On 16 July 2012 Istanbul Heavy Penal Court 16 started to hear the case of 50 defendants, 46 of them lawyers and 36 of them in pre-trial detention. The 892 page indictment accuses the defendants to have formed a "committee of the leadership" (tr: Önderlik Komitesi) and asked for sentences between 7.5 and 22.5 years' imprisonment. After the third session the court released nine defendants and adjourned the hearing to 6 November 2012.

===Other trials===
As of July 2012, at least 13 trials have resulted in verdicts. One of them referred to 31 trade unionists of the Confederation of Public Workers' Unions (KESK). Most of them belonged to the teachers' union Eğitim-Sen. They had been detained in and around İzmir in May 2010, but released pending trial. On 28 November 2011, İzmir Heavy Penal Court passed its verdict and sentenced 25 defendants to 6 years, 3 months' imprisonment. Five defendants were acquitted. A minor KCK trial was held in Ağrı, 18 people were arrested on the 18 February 2010 and subsequently tried and 11 of them were sentenced on the 14 June 2011. Hamit Duman was sentenced to 16 years, and 3 people to 13 years imprisonment. 3 people (amongst them Yusuf Yilmaz, former mayor of Patnos) were sentenced to 6 years and 3 months and 2 BDP party chairs were sentenced to 7 years 6 months. All of them were charged with being a "member of an illegal organization". 2 people were sentenced to 10 months for "making "propaganda for an illegal organization". Until July 2012, 155 defendants had been convicted to sentences varying between 1 year, 6 months' and life imprisonment. In some cases the Court of Cassation has upheld verdict of the lower courts. The 9th Penal Chamber of the Court of Cassation stated in its verdict that the KCK is acting with the aim of turning the PKK terrorist organization into a separate state structure. The verdict stated that the KCK is regarded as the political branch of the PKK.

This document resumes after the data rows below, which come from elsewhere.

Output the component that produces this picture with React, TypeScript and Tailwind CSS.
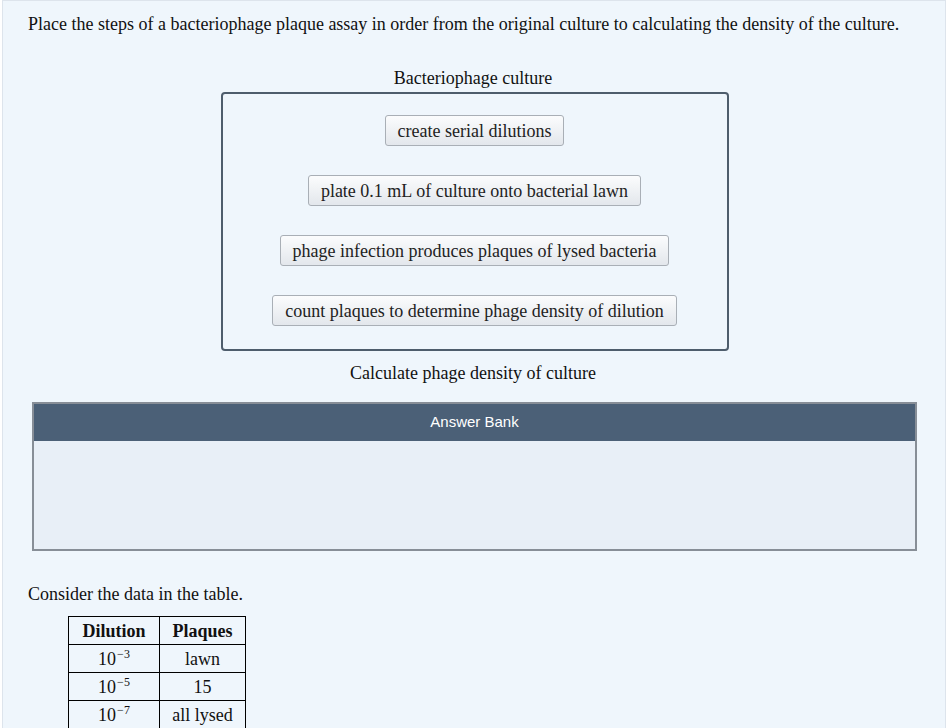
const steps = [
  "create serial dilutions",
  "plate 0.1 mL of culture onto bacterial lawn",
  "phage infection produces plaques of lysed bacteria",
  "count plaques to determine phage density of dilution",
];

const rows = [
  { exp: "3", plaques: "lawn" },
  { exp: "5", plaques: "15" },
  { exp: "7", plaques: "all lysed" },
];

function StepTile({ label }: { label: string }) {
  return (
    <div className="h-[31px] px-3 flex items-center rounded-[3px] border border-[#a9afb6] bg-gradient-to-b from-[#fbfcfd] to-[#e3e7ec] text-[18px] text-[#222] leading-none">
      {label}
    </div>
  );
}

export default function App() {
  return (
    <div
      className="min-h-[728px] bg-[#eff6fc] border-t border-l border-r border-[#dde4ec] ml-[2px] mr-[1px] text-[#111]"
      style={{ fontFamily: '"Liberation Serif", "Times New Roman", serif' }}
    >
      <p className="pt-[12px] pl-[25px] text-[18px] leading-[22px]">
        Place the steps of a bacteriophage plaque assay in order from the original culture to calculating the density of the culture.
      </p>

      <div className="flex flex-col items-center mt-[32px]">
        <div className="text-[18px] leading-[22px] ml-[-2px]">Bacteriophage culture</div>
        <div className="mt-[3px] w-[508px] h-[259px] ml-[1px] rounded-[4px] border-2 border-[#4e5d6c] flex flex-col items-center pt-[21px] gap-[29px]">
          {steps.map((s) => (
            <StepTile key={s} label={s} />
          ))}
        </div>
        <div className="mt-[11px] text-[18px] leading-[22px] ml-[-2px]">Calculate phage density of culture</div>
      </div>

      <div className="mt-[18px] ml-[29px] w-[885px] border-2 border-[#878e97] bg-[#e8eff7]">
        <div
          className="h-[37px] bg-[#4b6077] flex items-center justify-center text-white text-[15px]"
          style={{ fontFamily: '"Liberation Sans", Arial, sans-serif' }}
        >
          Answer Bank
        </div>
        <div className="h-[108px]" />
      </div>

      <p className="mt-[32px] pl-[25px] text-[18px] leading-[22px]">Consider the data in the table.</p>

      <table className="mt-[11px] ml-[65px] border-collapse text-[18px]">
        <thead>
          <tr>
            <th className="border border-black w-[91px] h-[28px] p-0 font-bold text-center leading-[20px]">Dilution</th>
            <th className="border border-black w-[86px] h-[28px] p-0 font-bold text-center leading-[20px]">Plaques</th>
          </tr>
        </thead>
        <tbody>
          {rows.map((r) => (
            <tr key={r.exp}>
              <td className="border border-black h-[28px] p-0 text-center leading-[20px]">
                10<sup className="text-[12px] relative -top-[7px] ml-[1px]">&minus;{r.exp}</sup>
              </td>
              <td className="border border-black h-[28px] p-0 text-center leading-[20px]">{r.plaques}</td>
            </tr>
          ))}
        </tbody>
      </table>
    </div>
  );
}
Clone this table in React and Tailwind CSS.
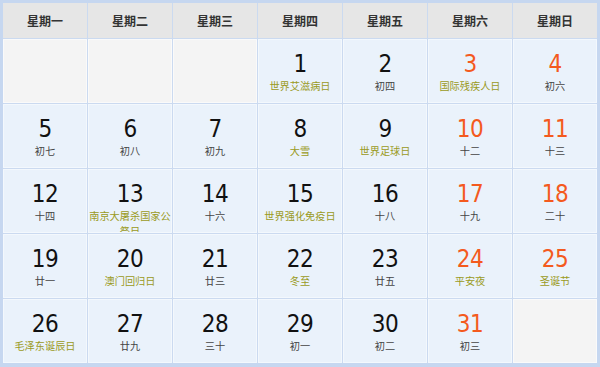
import React from "react";

const heads = ["星期一", "星期二", "星期三", "星期四", "星期五", "星期六", "星期日"];

// [day, sub, type] type: 'l' lunar, 'f' festival
const cells = [
  null, null, null,
  [1, "世界艾滋病日", "f"], [2, "初四", "l"], [3, "国际残疾人日", "f"], [4, "初六", "l"],
  [5, "初七", "l"], [6, "初八", "l"], [7, "初九", "l"], [8, "大雪", "f"], [9, "世界足球日", "f"], [10, "十二", "l"], [11, "十三", "l"],
  [12, "十四", "l"], [13, "南京大屠杀国家公祭日", "f"], [14, "十六", "l"], [15, "世界强化免疫日", "f"], [16, "十八", "l"], [17, "十九", "l"], [18, "二十", "l"],
  [19, "廿一", "l"], [20, "澳门回归日", "f"], [21, "廿三", "l"], [22, "冬至", "f"], [23, "廿五", "l"], [24, "平安夜", "f"], [25, "圣诞节", "f"],
  [26, "毛泽东诞辰日", "f"], [27, "廿九", "l"], [28, "三十", "l"], [29, "初一", "l"], [30, "初二", "l"], [31, "初三", "l"], null,
];

export default function App() {
  return (
    <div className="w-[600px] h-[367px] bg-[#c6d7f0] pt-[3px] pl-[3px] pr-[3px] pb-[4px] overflow-hidden">
      <div className="grid grid-cols-[repeat(7,84px)] grid-rows-[35px_repeat(5,64px)] gap-px bg-[#cbdaf0]">
        {heads.map((h) => (
          <div
            key={h}
            className="bg-[#e6e6e6] flex items-center justify-center text-[12px] font-bold text-[#333] [font-family:'Noto_Sans_CJK_SC',sans-serif]"
          >
            {h}
          </div>
        ))}
        {cells.map((c, i) => {
          const col = i % 7;
          const weekend = col >= 5;
          if (!c) {
            return <div key={i} className="bg-[#f4f4f4] border border-[#fafafa]" />;
          }
          const [d, sub, t] = c;
          return (
            <div
              key={i}
              className="bg-[#eaf2fb] border border-[#f3f8fd] overflow-hidden flex flex-col items-center pt-[10px] px-0"
            >
              <div
                className={
                  "text-[24px] leading-[28px] tracking-[-0.5px] [font-family:'DejaVu_Sans_Condensed','DejaVu_Sans',sans-serif] " +
                  (weekend ? "text-[#f45a1e]" : "text-[#111]")
                }
              >
                {d}
              </div>
              <div
                className={
                  "text-[10.2px] leading-[15px] text-center w-full [font-family:'Noto_Sans_CJK_SC',sans-serif] " +
                  (t === "f" ? "text-[#9a9a1c]" : "text-[#444]")
                }
              >
                {sub}
              </div>
            </div>
          );
        })}
      </div>
    </div>
  );
}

==Criticism of the judicial procedures==
The trials raised a series of fair trial concerns common to cases involving terrorism charges, including prolonged pre-trial detention and limitations on access by defendants and their lawyers to the evidence against them. Frequent use of arrests instead of judicial supervision, limited access to files, failure to give detailed grounds for detention decisions and revisions of such decisions highlight the need to bring the Turkish criminal justice system into line with international standards and to amend the anti-terror legislation. The detention of elected representatives is a challenge to local government and hampers dialogue on the Kurdish issue. The evidence against the defendants is largely based on wiretaps, surveillance of an office some of the accused frequented, intercepted email correspondence, and testimony from secret witnesses. However, there is scant evidence to suggest the defendants engaged in any acts that could be defined as terrorism as it is understood in international law. Prosecutions brought under anti-terrorism legislation have frequently been based on secret witness testimony that cannot be examined by defense lawyers. On 15 April 2011 the Joint Platform for Human Rights (formed by the Human Rights Association (HRA), the Association of Helsinki Citizens and the Turkish section of Amnesty International) issued a report on the trial in Diyarbakir. It concluded that the defense of human rights is under threat of criminal investigations, that the accused could not use their native language, and that the privacy of communication was under threat.